Wilfried Van Baelen, CEO at Auro Technologies, writing exclusively for Installation, says producing 3D audio with different approaches is actually possible.

In music and movies, stereo was all the rage until surround sound appeared on the scene in the 1980s. Today, sound engineers and artists are much more interested in a format called ‘immersive sound’, the generic term I introduced in 2010 at the Tokyo AES Spatial Conference meaning ‘surround sound with height’ or three-dimensional sound.

Although this description is technically correct, there is much more to immersive sound than it suggests.

The appeal of immersive sound is that listeners are finally able to replay audio with more depth, transparency, and definition of source localisations. While surround sound formats are only two-dimensional – positioned in the horizontal plane around the listener and allow sound to be produced from left to right and from front to back – immersive sound formats add a third dimension, allowing sound to also be produced in the vertical axis to create a hemisphere of sound around the listener.

The challenge, of course, is reproducing the immersive sound format across various speaker set-ups in a way that is true to life. Additional speakers do not automatically make sound more natural, and the opposite may be true depending on the technology used or creative choices being made.
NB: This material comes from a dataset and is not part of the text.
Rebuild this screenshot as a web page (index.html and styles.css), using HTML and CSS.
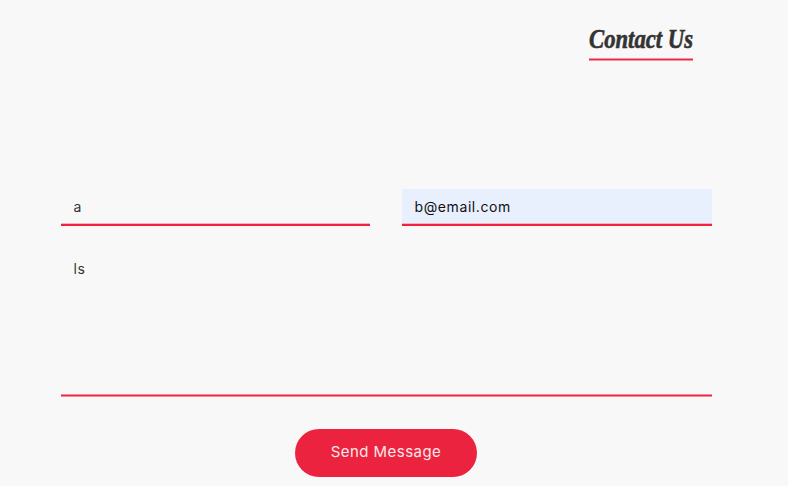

Object-based vs. channel-based encoding

From a technical perspective, the methods used to reproduce sounds in a three-dimensional environment can either be channel-based, object-based or even scene-based. Each come with pros and cons and have been around for 25 years, contrary to existing companies leading consumers to believe these are new (especially the case for object-based technology). However, combining these technologies into a ‘hybrid’ format is a newer approach, and based on the different ways this is being done, I think all immersive sound formats like Auro-3D, Dolby Atmos, DTS:X and MPEG-H should be classified as such. Marketing departments are misleadingly labelling formats as ‘object-based’ although the channel-based part is still very substantial (i.e. majority of sound energy for an average movie mix in a so called ‘object-based’ format is still channel-based).

So what’s the difference? Dolby Atmos and DTS:X use a two-dimensional channel-based format (5.1/7.1 surround) and need object-based technology to position sound in the vertical axis. Although Auro-3D also permits use of this technology, its hybrid format is based on a three-dimensional channel-based setup that allows the reproduction of a 3D space independent of object-based technology. The channel-based approach has many advantages for bringing the same immersive sound experience as intended by the creators in the most efficient way.

Another misunderstanding is that object-based technology can reproduce the position of the source sounds (the objects) more precisely than channel-based technology. While the metadata of each object is able to describe its localisation, it is also key for the renderer at playback to reproduce the sound based off physical location, hence the importance of speaker layout.

Channel-based technology can even reproduce more spatial precision compared to object-based technology on a similar speaker layout because the ‘objects’ in object-based formats are typically mono or stereo sounds, which don’t contain the 3D reflections that are crucial for reproducing a natural 3D sound experience. Those 3D reflections do have a time-component in both the horizontal and vertical axis. The time component in the vertical axis is not as flexible as object-based formats lead the market to believe and can be better preserved as a true 3D channel-based format.

It’s all about the speaker setup

Most audio set-ups on the market include only two overhead speakers (including 5.1.2, 7.1.2 or 9.1.2 layouts), which cannot reproduce a true 3D space. This is to blame for much of the confusion related to object-based and channel-based audio. Many people incorrectly believe that object-based audio is the only approach to generating immersive sound experiences despite the fact that channel-based methods are still being widely utilised across the entertainment and music sectors.

And, with a carefully chosen speaker layout, a channel-based system is more suited to capture and reproduce the crucial information that makes up the natural sound field, including information about the original recording environment, the size and distance of the sources, and many more elements.

That’s why all immersive sound formats include a channel-based component (2D in Dolby Atmos or DTS:X and 3D in Auro-3D) that carries this crucial information alongside the objects.

While it’s important to know the differences between these two approaches, and the types of projects each is best suited to produce, it’s equally imperative for the audio community to understand that the two are not mutually exclusive.

In the meantime, 3D sound continues to offer a great influence on the technology behind our entertainment mediums, and has likewise enhanced much of this content to a level where entertainment can be truly immersive. And while all advances in immersive technology and audio are captivating by nature, it’s important that the audio community tries to understand both pros and cons of the approaches and how all sound experiences can best be utilised. At the end of the day, what really matters is the final experience of the listener, rather than the technique used to achieve that experience.